7. State of Charge (SoC) Impact

Maintaining a high state of charge (SoC) can put additional stress on the battery’s electrodes, accelerating degradation. High SoC increases the voltage, which can enhance side reactions at the electrode surface, consuming active lithium and reducing capacity. Conversely, deep discharges—when the battery is allowed to discharge to very low levels—can also harm the electrodes. Ideally, Li-ion batteries should be operated within a moderate charge range, avoiding both high SoC and deep discharges, to maximize lifespan.

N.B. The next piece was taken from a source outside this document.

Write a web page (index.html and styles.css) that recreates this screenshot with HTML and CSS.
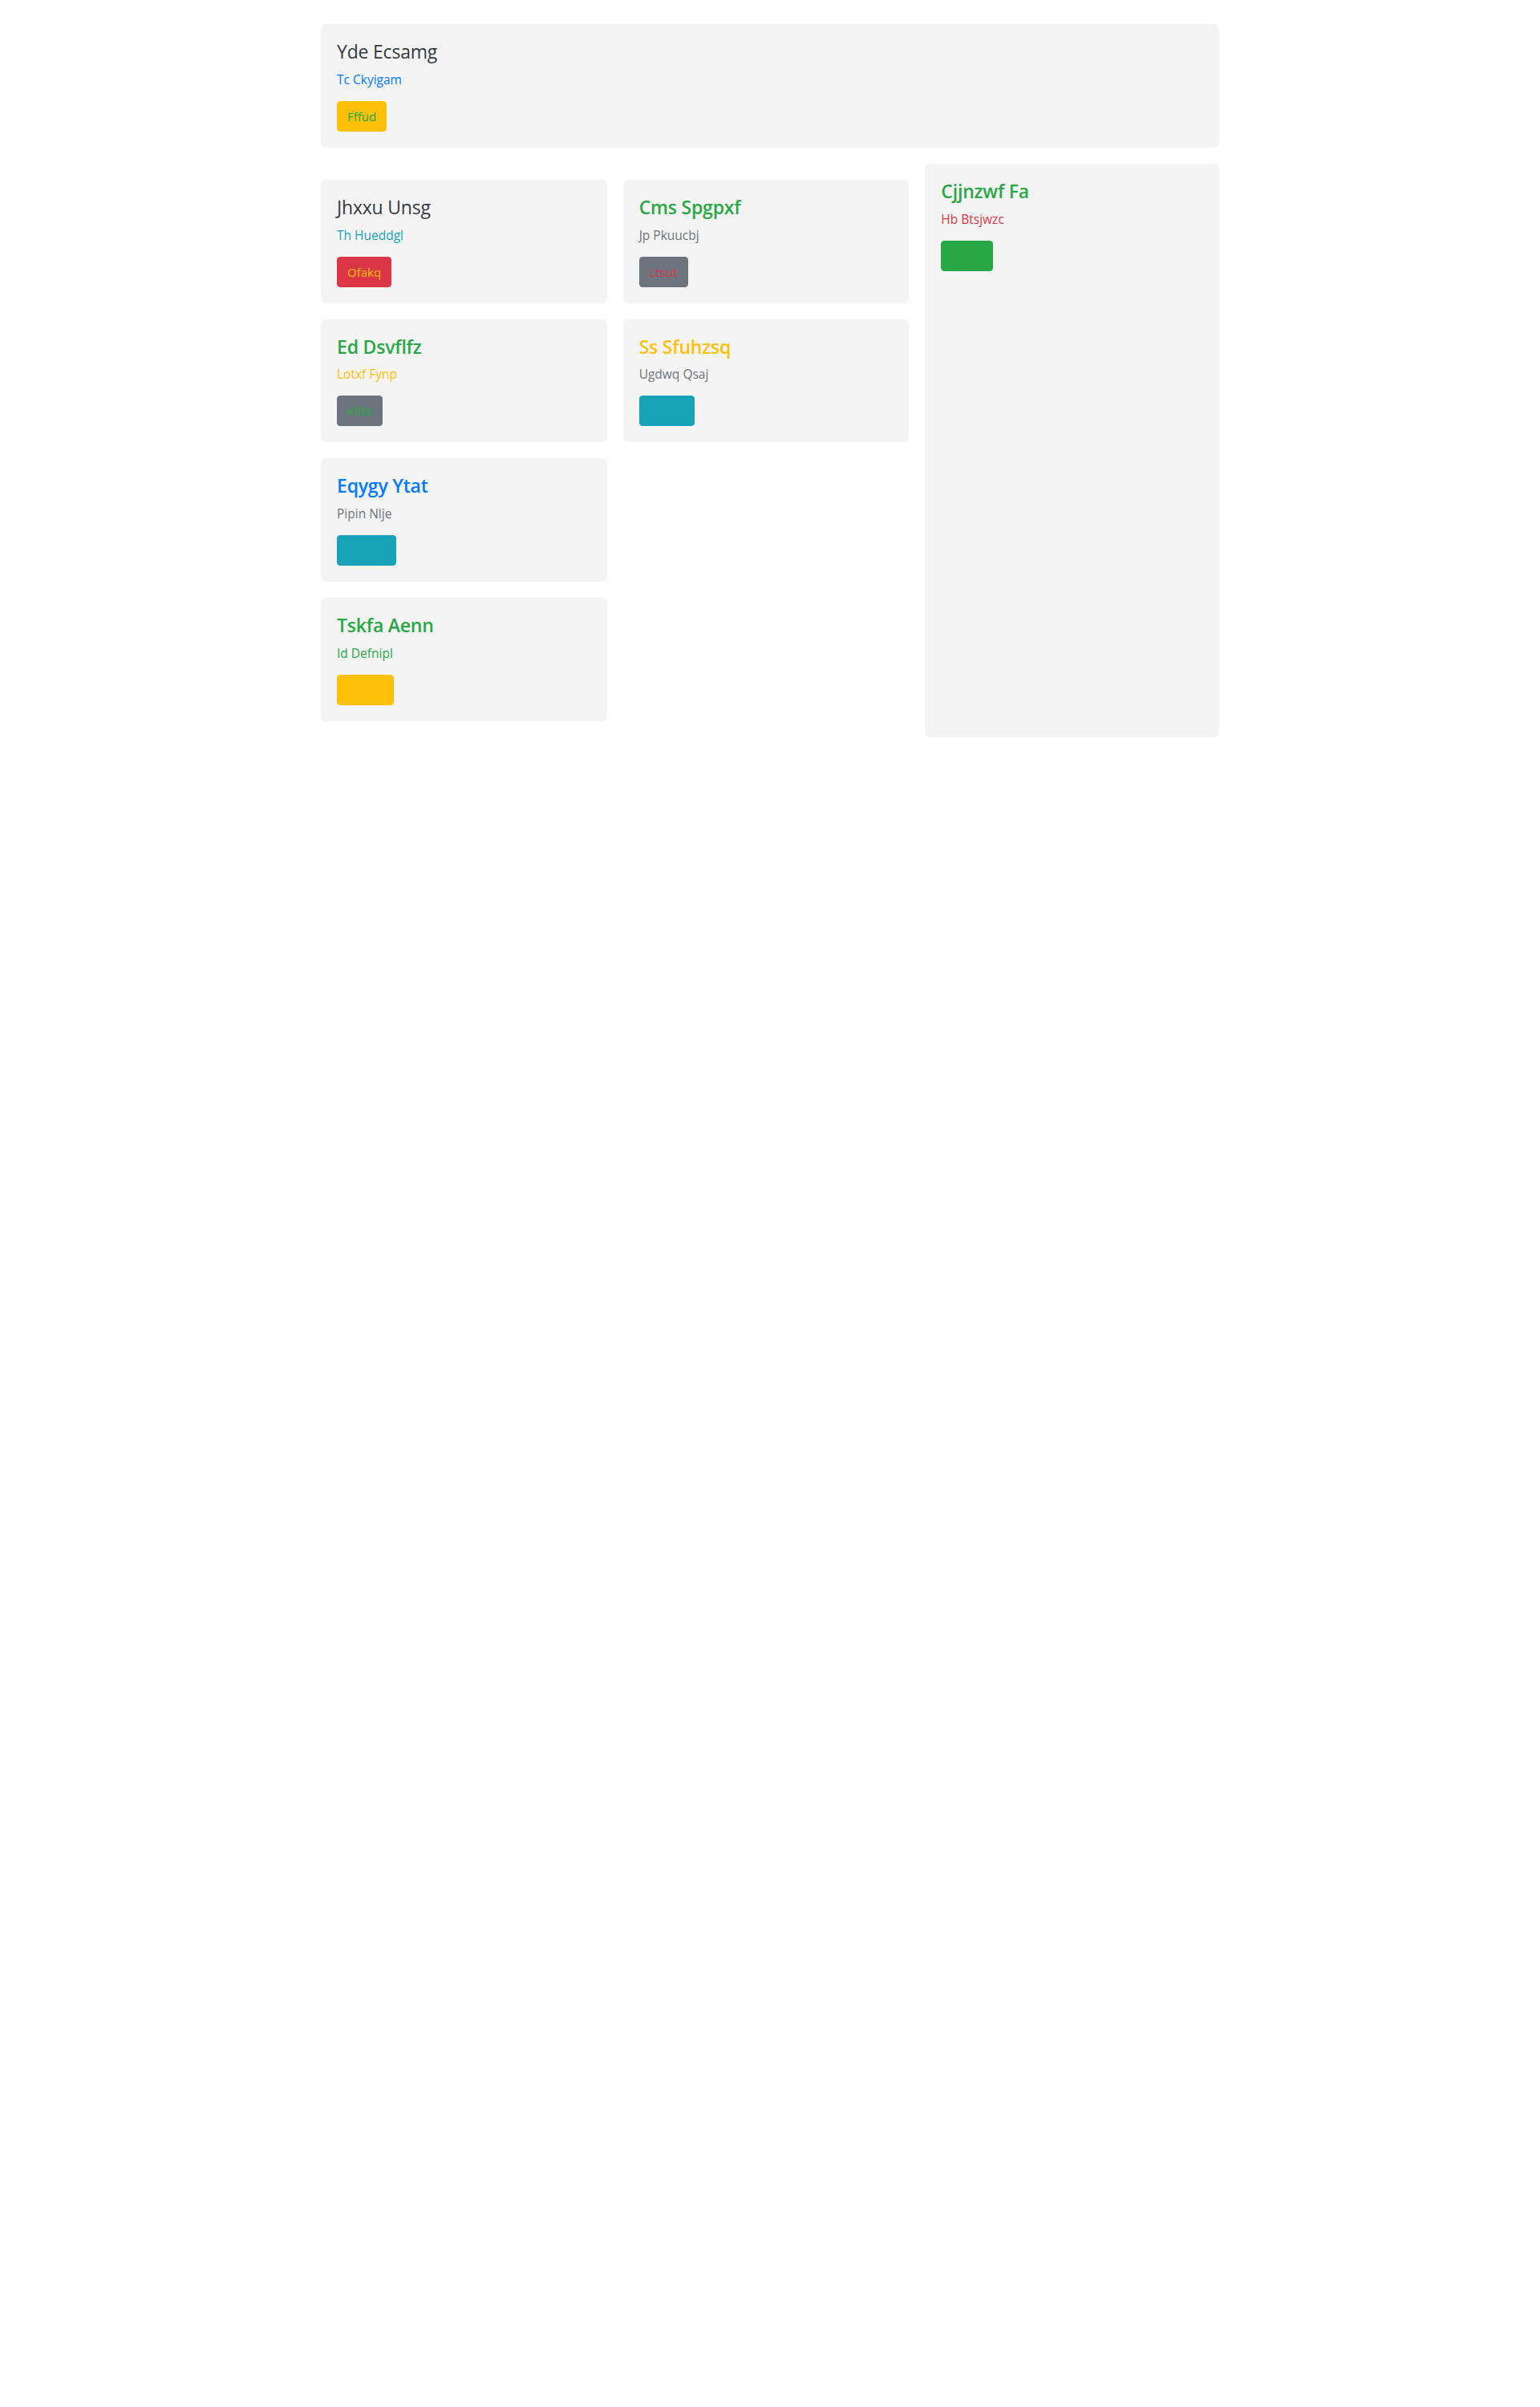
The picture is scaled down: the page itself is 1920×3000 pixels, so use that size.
FILE: index.html
```html
<!DOCTYPE html>
<html lang="en">
<head>
<meta charset="utf-8">
<title>Cards</title>
<link rel="stylesheet" href="styles.css">
</head>
<body>
<div class="container">
  <div class="card hero">
    <h4 class="card-title t-dark">Yde Ecsamg</h4>
    <p class="card-subtitle c-primary">Tc Ckyigam</p>
    <button class="btn bg-warning c-success">Fffud</button>
  </div>
  <div class="layout">
    <div class="main">
      <div class="col">
        <div class="card">
          <h4 class="card-title t-dark">Jhxxu Unsg</h4>
          <p class="card-subtitle c-info">Th Hueddgl</p>
          <button class="btn bg-danger c-warning">Ofakq</button>
        </div>
        <div class="card">
          <h4 class="card-title t-bold c-success">Ed Dsvflfz</h4>
          <p class="card-subtitle c-warning">Lotxf Fynp</p>
          <button class="btn bg-secondary c-success">Kflkt</button>
        </div>
        <div class="card">
          <h4 class="card-title t-bold c-primary">Eqygy Ytat</h4>
          <p class="card-subtitle c-secondary">Pipin Nlje</p>
          <button class="btn bg-info c-info">Vpmzo</button>
        </div>
        <div class="card">
          <h4 class="card-title t-bold c-success">Tskfa Aenn</h4>
          <p class="card-subtitle c-success">Id Defnipl</p>
          <button class="btn bg-warning c-warning">Hqazu</button>
        </div>
      </div>
      <div class="col">
        <div class="card">
          <h4 class="card-title t-bold c-success">Cms Spgpxf</h4>
          <p class="card-subtitle c-secondary">Jp Pkuucbj</p>
          <button class="btn bg-secondary c-danger">Ltsut</button>
        </div>
        <div class="card">
          <h4 class="card-title t-bold c-warning">Ss Sfuhzsq</h4>
          <p class="card-subtitle c-secondary">Ugdwq Qsaj</p>
          <button class="btn bg-info c-info">Nohrk</button>
        </div>
      </div>
    </div>
    <aside class="side">
      <div class="card tall">
        <h4 class="card-title t-bold c-success">Cjjnzwf Fa</h4>
        <p class="card-subtitle c-danger">Hb Btsjwzc</p>
        <button class="btn bg-success c-success">Mlufc</button>
      </div>
    </aside>
  </div>
</div>
</body>
</html>
```
FILE: styles.css
```css
* { box-sizing: border-box; }
html, body { margin: 0; padding: 0; background: #ffffff; }
body {
  font-family: "Open Sans", "Noto Sans", "Liberation Sans", sans-serif;
  font-size: 16px;
  line-height: 1.5;
  color: #212529;
}
.container {
  width: 1120px;
  margin: 0 auto;
  padding-top: 30px;
}
.card {
  background: #f4f4f4;
  border-radius: 6px;
  padding: 20px;
}
.hero { margin-bottom: 20px; }
.layout {
  display: grid;
  grid-template-columns: 2fr 1fr;
  column-gap: 20px;
  align-items: stretch;
}
.main {
  display: grid;
  grid-template-columns: 1fr 1fr;
  column-gap: 20px;
  align-items: start;
  padding: 20px 0;
}
.col {
  display: flex;
  flex-direction: column;
  gap: 20px;
}
.side { display: flex; }
.tall { flex: 1; }
.card-title {
  margin: 0 0 8px 0;
  font-size: 23px;
  line-height: 28.8px;
  font-weight: 500;
  letter-spacing: -0.2px;
}
.t-dark { color: #343a40; }
.t-bold { font-weight: 600; }
.card-subtitle {
  margin: 0 0 15px 0;
  font-size: 15.5px;
  line-height: 24px;
}
.btn {
  display: inline-block;
  font-family: inherit;
  font-size: 15px;
  line-height: 24px;
  padding: 6px 12px;
  border: 1px solid transparent;
  border-radius: 4px;
  cursor: pointer;
  vertical-align: top;
}
.bg-warning { background: #ffc107; border-color: #ffc107; }
.bg-danger { background: #dc3545; border-color: #dc3545; }
.bg-secondary { background: #6c757d; border-color: #6c757d; }
.bg-info { background: #17a2b8; border-color: #17a2b8; }
.bg-success { background: #28a745; border-color: #28a745; }
.c-primary { color: #007bff; }
.c-success { color: #28a745; }
.c-info { color: #17a2b8; }
.c-warning { color: #ffc107; }
.c-danger { color: #dc3545; }
.c-secondary { color: #6c757d; }
```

8. Manufacturing Variations

While technological advancements have significantly improved the manufacturing process for Li-ion batteries, manufacturing inconsistencies still occur. Variations in the quality of materials or the precision of cell assembly can lead to differences in battery performance and longevity. For instance, the presence of impurities in the active materials or defects in the separator or electrodes can contribute to faster degradation. Additionally, improper formation of the SEI layer during the initial charge cycles can negatively impact the battery’s overall lifespan. Quality control during manufacturing is crucial for ensuring consistent, reliable battery performance.

Conclusion

The death of a Li-ion battery is the result of a complex interplay of chemical, physical, and environmental factors. From SEI formation and electrolyte decomposition to mechanical stress and temperature extremes, numerous mechanisms contribute to the degradation of these batteries. Understanding these causes is critical for developing better management strategies to prolong the life of Li-ion batteries, whether they are used in smartphones, electric vehicles, or other applications. By addressing these factors through advancements in battery design and improved maintenance practices, we can significantly extend the operational lifespan of Li-ion batteries and enhance their long-term sustainability.